= Goal of the exercise =
Search the data for the word "React" and copy every line that contains it.

** start Available data **

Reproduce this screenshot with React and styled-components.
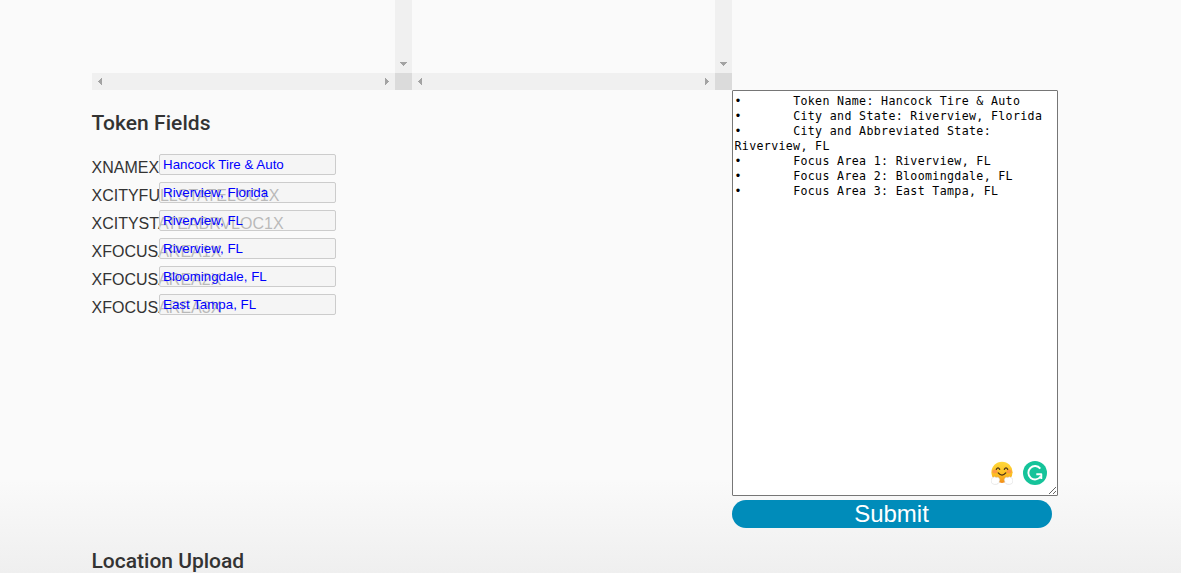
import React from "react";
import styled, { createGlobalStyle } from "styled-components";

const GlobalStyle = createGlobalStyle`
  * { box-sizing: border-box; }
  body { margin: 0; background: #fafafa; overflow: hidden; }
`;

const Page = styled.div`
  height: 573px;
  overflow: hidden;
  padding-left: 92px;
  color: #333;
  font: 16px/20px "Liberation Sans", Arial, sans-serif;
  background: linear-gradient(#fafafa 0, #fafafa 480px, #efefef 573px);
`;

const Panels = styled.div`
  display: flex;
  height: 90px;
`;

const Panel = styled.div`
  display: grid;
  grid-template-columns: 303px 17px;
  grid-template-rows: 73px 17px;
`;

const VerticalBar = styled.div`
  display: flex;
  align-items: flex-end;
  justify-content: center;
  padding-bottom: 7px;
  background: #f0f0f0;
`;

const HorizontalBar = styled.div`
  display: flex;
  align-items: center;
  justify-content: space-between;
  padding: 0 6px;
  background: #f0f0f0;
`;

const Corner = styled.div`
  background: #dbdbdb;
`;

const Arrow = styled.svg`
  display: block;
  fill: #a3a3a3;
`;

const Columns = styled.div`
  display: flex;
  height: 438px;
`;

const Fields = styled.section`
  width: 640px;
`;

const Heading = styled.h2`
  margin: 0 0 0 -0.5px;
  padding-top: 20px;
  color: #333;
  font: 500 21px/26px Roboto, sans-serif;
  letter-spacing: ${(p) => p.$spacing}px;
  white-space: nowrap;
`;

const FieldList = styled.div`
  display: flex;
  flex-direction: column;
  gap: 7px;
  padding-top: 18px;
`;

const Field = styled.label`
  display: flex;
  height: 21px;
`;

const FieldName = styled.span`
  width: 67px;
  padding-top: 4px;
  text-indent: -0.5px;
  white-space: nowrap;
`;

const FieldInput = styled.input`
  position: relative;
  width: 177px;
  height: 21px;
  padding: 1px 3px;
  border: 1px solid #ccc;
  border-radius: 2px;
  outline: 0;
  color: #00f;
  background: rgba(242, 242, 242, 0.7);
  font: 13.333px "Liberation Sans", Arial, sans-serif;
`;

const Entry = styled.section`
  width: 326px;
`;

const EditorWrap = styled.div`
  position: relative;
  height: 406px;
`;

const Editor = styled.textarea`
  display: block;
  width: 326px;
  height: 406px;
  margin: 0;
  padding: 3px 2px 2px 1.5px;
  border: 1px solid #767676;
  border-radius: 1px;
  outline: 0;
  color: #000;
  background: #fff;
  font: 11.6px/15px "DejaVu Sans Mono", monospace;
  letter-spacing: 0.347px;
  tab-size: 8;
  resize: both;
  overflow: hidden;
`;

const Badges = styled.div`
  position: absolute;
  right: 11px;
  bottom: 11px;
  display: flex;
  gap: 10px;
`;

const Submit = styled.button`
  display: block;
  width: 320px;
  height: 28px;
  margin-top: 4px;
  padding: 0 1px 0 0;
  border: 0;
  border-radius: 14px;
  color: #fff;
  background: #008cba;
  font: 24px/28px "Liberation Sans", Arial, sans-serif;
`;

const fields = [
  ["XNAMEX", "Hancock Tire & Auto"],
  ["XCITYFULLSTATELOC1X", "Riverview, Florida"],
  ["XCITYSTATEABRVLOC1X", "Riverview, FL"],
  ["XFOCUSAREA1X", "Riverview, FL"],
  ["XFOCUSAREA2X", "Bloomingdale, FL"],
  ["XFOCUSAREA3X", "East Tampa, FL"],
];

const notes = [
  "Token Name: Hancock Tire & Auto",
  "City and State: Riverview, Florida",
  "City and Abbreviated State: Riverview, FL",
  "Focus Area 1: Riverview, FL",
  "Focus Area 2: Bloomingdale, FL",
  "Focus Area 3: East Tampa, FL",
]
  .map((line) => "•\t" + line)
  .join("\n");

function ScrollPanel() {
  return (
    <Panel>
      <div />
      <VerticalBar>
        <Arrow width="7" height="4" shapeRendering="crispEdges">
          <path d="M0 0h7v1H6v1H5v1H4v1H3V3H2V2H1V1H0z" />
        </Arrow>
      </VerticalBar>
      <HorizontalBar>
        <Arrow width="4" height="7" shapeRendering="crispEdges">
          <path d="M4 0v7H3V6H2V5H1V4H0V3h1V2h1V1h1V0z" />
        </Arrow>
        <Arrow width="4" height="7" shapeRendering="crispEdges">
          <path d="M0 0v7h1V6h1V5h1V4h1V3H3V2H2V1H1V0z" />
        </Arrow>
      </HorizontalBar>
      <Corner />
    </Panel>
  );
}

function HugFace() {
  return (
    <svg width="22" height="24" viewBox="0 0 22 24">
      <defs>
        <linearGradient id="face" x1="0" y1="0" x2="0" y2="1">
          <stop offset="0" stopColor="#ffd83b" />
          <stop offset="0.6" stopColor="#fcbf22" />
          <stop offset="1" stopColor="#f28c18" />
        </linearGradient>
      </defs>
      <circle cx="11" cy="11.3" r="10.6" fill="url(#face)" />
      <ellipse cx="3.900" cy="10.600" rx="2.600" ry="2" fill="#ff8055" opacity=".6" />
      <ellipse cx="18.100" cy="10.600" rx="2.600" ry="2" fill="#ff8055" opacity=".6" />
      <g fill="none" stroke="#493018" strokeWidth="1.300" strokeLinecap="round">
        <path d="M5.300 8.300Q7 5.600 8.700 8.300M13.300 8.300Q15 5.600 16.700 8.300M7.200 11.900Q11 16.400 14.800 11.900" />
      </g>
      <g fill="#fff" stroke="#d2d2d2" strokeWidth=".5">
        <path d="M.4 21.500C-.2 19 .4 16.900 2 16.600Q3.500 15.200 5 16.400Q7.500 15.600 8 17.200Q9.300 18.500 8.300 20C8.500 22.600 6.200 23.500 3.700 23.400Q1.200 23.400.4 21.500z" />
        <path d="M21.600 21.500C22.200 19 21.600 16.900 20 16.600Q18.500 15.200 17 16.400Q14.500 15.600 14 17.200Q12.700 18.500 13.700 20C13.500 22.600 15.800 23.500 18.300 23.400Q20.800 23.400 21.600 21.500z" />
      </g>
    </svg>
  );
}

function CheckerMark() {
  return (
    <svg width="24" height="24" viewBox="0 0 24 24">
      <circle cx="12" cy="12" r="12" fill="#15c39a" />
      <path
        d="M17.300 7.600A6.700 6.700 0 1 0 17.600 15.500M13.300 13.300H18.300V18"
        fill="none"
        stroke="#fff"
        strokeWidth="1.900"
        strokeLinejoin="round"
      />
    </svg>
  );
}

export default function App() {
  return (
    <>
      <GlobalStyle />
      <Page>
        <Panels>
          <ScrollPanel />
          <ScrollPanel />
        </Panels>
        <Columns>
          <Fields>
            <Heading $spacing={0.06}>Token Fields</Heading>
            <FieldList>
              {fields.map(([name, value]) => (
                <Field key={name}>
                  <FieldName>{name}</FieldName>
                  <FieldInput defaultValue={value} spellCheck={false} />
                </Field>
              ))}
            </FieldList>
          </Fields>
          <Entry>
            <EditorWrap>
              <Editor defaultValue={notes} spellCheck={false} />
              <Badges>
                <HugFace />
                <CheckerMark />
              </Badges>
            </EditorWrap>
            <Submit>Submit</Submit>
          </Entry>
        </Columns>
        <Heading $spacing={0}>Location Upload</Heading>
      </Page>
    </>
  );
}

** end Available data **
** start Available data **

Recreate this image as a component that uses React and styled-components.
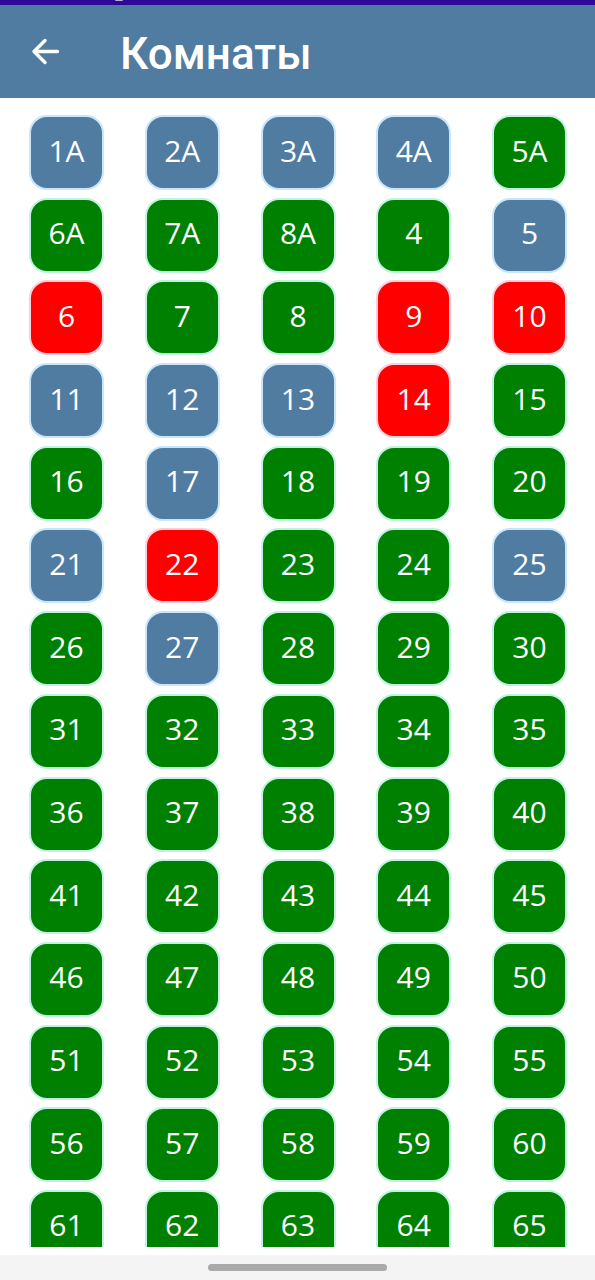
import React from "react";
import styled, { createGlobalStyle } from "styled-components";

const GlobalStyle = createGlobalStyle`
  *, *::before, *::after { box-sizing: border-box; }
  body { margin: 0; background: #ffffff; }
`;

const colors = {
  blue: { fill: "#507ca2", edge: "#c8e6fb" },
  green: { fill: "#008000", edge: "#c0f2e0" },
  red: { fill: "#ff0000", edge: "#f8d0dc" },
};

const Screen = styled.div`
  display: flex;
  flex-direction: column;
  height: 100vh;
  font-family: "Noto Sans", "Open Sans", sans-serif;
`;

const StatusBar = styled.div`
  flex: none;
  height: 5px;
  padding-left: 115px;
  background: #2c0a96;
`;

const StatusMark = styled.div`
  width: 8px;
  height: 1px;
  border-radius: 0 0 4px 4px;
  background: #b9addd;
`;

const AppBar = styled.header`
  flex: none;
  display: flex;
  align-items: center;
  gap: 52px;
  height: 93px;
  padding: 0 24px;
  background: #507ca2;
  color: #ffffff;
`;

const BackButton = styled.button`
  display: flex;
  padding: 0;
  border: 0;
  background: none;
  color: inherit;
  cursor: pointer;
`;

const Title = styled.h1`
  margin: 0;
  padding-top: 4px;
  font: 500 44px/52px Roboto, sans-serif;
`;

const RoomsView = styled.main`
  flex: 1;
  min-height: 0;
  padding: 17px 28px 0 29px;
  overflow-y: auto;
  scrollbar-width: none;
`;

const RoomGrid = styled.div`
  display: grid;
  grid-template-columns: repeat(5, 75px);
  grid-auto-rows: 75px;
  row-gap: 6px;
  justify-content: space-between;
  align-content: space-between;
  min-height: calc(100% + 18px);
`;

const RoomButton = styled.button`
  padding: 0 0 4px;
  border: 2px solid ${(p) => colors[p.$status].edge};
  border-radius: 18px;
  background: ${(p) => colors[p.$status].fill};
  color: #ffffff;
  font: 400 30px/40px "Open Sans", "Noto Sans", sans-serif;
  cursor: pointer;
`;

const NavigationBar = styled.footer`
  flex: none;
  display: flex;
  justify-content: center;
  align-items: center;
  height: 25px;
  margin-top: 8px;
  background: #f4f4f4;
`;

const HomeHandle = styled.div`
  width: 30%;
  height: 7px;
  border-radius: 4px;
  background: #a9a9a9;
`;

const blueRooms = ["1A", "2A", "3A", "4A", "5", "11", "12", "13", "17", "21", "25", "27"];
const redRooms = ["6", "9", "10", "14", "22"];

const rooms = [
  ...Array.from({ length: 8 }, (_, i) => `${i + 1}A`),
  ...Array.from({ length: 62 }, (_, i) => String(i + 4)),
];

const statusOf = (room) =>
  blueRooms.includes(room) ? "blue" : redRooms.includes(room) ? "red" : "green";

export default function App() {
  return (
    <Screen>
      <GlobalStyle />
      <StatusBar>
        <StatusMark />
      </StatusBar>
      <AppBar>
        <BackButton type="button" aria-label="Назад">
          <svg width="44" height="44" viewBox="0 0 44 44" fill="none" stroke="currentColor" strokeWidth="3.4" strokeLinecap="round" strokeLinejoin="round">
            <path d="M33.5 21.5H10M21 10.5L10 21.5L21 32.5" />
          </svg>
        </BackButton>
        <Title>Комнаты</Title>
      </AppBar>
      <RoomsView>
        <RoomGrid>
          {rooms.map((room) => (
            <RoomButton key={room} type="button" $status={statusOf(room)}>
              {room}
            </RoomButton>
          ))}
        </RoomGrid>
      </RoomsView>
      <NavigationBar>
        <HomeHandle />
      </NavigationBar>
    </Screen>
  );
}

** end Available data **

= Answer to this task =
Reproduce this screenshot with React and styled-components.
import React from "react";
Recreate this image as a component that uses React and styled-components.
import React from "react";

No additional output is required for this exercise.